Um dos mais “inadiáveis compromissos” do governo Lula anunciados durante a campanha eleitoral era regulamentar e garantir proteção aos trabalhadores autônomos por meio de aplicativos.
Mas as propostas que vieram com esse objetivo estão emperradas, menos por falta de diálogo e esclarecimento, como pensa equivocadamente o ministro do Trabalho, Luiz Marinho, e mais porque até agora o governo Lula, amarrado ao passado, não vem entendendo como funcionam as novas dinâmicas do trabalho.
A proposta apresentada pelo governo (apenas para os motoristas de aplicativo) estabelece pagamento mínimo de R$ 32,09 por hora trabalhada, alíquota de contribuição previdenciária de 27,5% (dos quais, 7,5% correspondem à parcela devida pelos trabalhadores), jornada máxima de 12 horas e representação sindical. Marinho pretendia aprovação do projeto em regime de urgência. Mas, nisso, foi atropelado pelos parlamentares, que se recusaram a furar essa fila.
Um dos equívocos do ministro é achar que as resistências e o que chama de “gritaria” contra essa tentativa de regulamentação se devem apenas ao desconhecimento da matéria por parte dos políticos e dos trabalhadores, a fake news e a falta de explicações por parte do governo. Essa justificativa já revela, por si só, a postura paternalista do governo, cujo objetivo prioritário é enfiar essa categoria de trabalhadores na CLT, como se isso fosse do interesse deles.

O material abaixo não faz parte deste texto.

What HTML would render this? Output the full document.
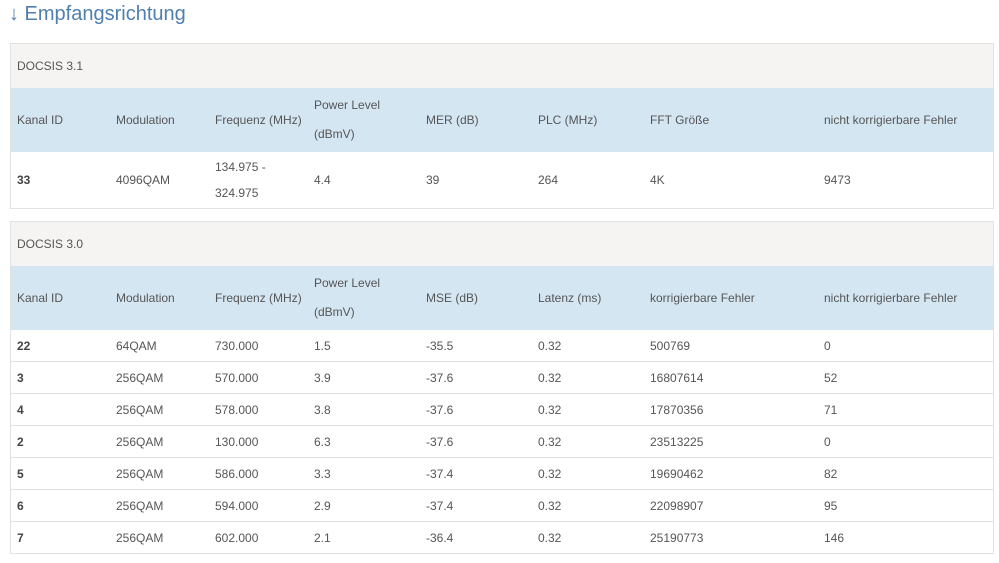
<!DOCTYPE html>
<html><head><meta charset="utf-8"><style>
body{margin:0;background:#fff;font-family:"Liberation Sans",sans-serif;font-size:12px;color:#555;width:999px;height:563px;overflow:hidden;position:relative}
h1{position:absolute;left:9px;top:0;margin:0;font-weight:normal;font-size:20px;line-height:28px;color:#4f7fae}
.box{position:absolute;left:10px;width:982px;border:1px solid #e2e2e2;border-bottom:none}
table{border-collapse:collapse;width:982px;table-layout:fixed}
td{padding:0 0 0 6px;vertical-align:middle;white-space:nowrap}
.cap td{background:#f5f4f2;height:44px}
.hd td{background:#d5e6f3;height:64px;line-height:29px}
.r1 td{height:56px;line-height:26px;border-bottom:1px solid #e2e2e2}
.r td{height:31px;border-bottom:1px solid #e2e2e2}
b{color:#444}
</style></head><body>
<h1>↓ Empfangsrichtung</h1>
<div class="box" style="top:43px">
<table>
<colgroup><col style="width:99px"><col style="width:99px"><col style="width:99px"><col style="width:112px"><col style="width:112px"><col style="width:112px"><col style="width:174px"><col></colgroup>
<tr class="cap"><td colspan="8">DOCSIS 3.1</td></tr>
<tr class="hd"><td>Kanal ID</td><td>Modulation</td><td>Frequenz (MHz)</td><td>Power Level<br>(dBmV)</td><td>MER (dB)</td><td>PLC (MHz)</td><td>FFT Größe</td><td>nicht korrigierbare Fehler</td></tr>
<tr class="r1"><td><b>33</b></td><td>4096QAM</td><td>134.975 -<br>324.975</td><td>4.4</td><td>39</td><td>264</td><td>4K</td><td>9473</td></tr>
</table></div>
<div class="box" style="top:221px">
<table>
<colgroup><col style="width:99px"><col style="width:99px"><col style="width:99px"><col style="width:112px"><col style="width:112px"><col style="width:112px"><col style="width:174px"><col></colgroup>
<tr class="cap"><td colspan="8">DOCSIS 3.0</td></tr>
<tr class="hd"><td>Kanal ID</td><td>Modulation</td><td>Frequenz (MHz)</td><td>Power Level<br>(dBmV)</td><td>MSE (dB)</td><td>Latenz (ms)</td><td>korrigierbare Fehler</td><td>nicht korrigierbare Fehler</td></tr>
<tr class="r"><td><b>22</b></td><td>64QAM</td><td>730.000</td><td>1.5</td><td>-35.5</td><td>0.32</td><td>500769</td><td>0</td></tr>
<tr class="r"><td><b>3</b></td><td>256QAM</td><td>570.000</td><td>3.9</td><td>-37.6</td><td>0.32</td><td>16807614</td><td>52</td></tr>
<tr class="r"><td><b>4</b></td><td>256QAM</td><td>578.000</td><td>3.8</td><td>-37.6</td><td>0.32</td><td>17870356</td><td>71</td></tr>
<tr class="r"><td><b>2</b></td><td>256QAM</td><td>130.000</td><td>6.3</td><td>-37.6</td><td>0.32</td><td>23513225</td><td>0</td></tr>
<tr class="r"><td><b>5</b></td><td>256QAM</td><td>586.000</td><td>3.3</td><td>-37.4</td><td>0.32</td><td>19690462</td><td>82</td></tr>
<tr class="r"><td><b>6</b></td><td>256QAM</td><td>594.000</td><td>2.9</td><td>-37.4</td><td>0.32</td><td>22098907</td><td>95</td></tr>
<tr class="r"><td><b>7</b></td><td>256QAM</td><td>602.000</td><td>2.1</td><td>-36.4</td><td>0.32</td><td>25190773</td><td>146</td></tr>
</table></div>
</body></html>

Esses trabalhadores não querem esse enquadramento. Dão prioridade à flexibilização, à autonomia e à valorização do espírito empreendedor, e não a vínculos trabalhistas. Ao impor a sindicalização a toda essa categoria, como vem advertindo o especialista em Economia do Trabalho, José Pastore, “o governo Lula pretende regular uma atividade do século 21 com regras do século passado”.
Como destaca o professor e pesquisador Leandro Fontes, do Departamento de Sociologia da Universidade Estadual de Campinas (Unicamp), o empreendedorismo ganhou tração, não só como estratégia de sustento das famílias, mas, também, como forma de buscar sentido e propósito para o trabalho e para a própria vida, independentemente das condições laborais e de remuneração.
A questão central não é nem regulamentar as atividades intermediadas pelos atuais aplicativos. Dentro de mais algum tempo eles podem ser substituídos por outros mecanismos que, outra vez, necessitarão de novas regulamentações. Sabe-se lá os impactos que o uso da Inteligência Artificial deve causar no mercado de trabalho.
Duas das maiores categorias de trabalhadores no passado, a dos comerciários e a dos bancários, estão agora ameaçadas de extinção, como o mico-leão-dourado. E não é só pelo uso massivo da tecnologia.
Por enquanto, não há soluções simples para problemas desse tipo, nem por aqui nem no resto do mundo. E não deixa a descoberto apenas os trabalhadores de aplicativos.
Como lembra o professor Leandro Fontes, milhões de pessoas contribuem com seu trabalho para o desenvolvimento do País, no chamado mercado informal, e também não desfrutam de nenhuma proteção trabalhista nem de garantia de aposentadoria no futuro por não contribuir com a Previdência.
“Essas regulamentações são bem-vindas, mas se mostram insuficientes como vem sendo discutidas. É preciso pensar formas de proteção para o trabalhador que não estejam diretamente relacionadas ao seu vínculo de emprego”, reforça o pesquisador.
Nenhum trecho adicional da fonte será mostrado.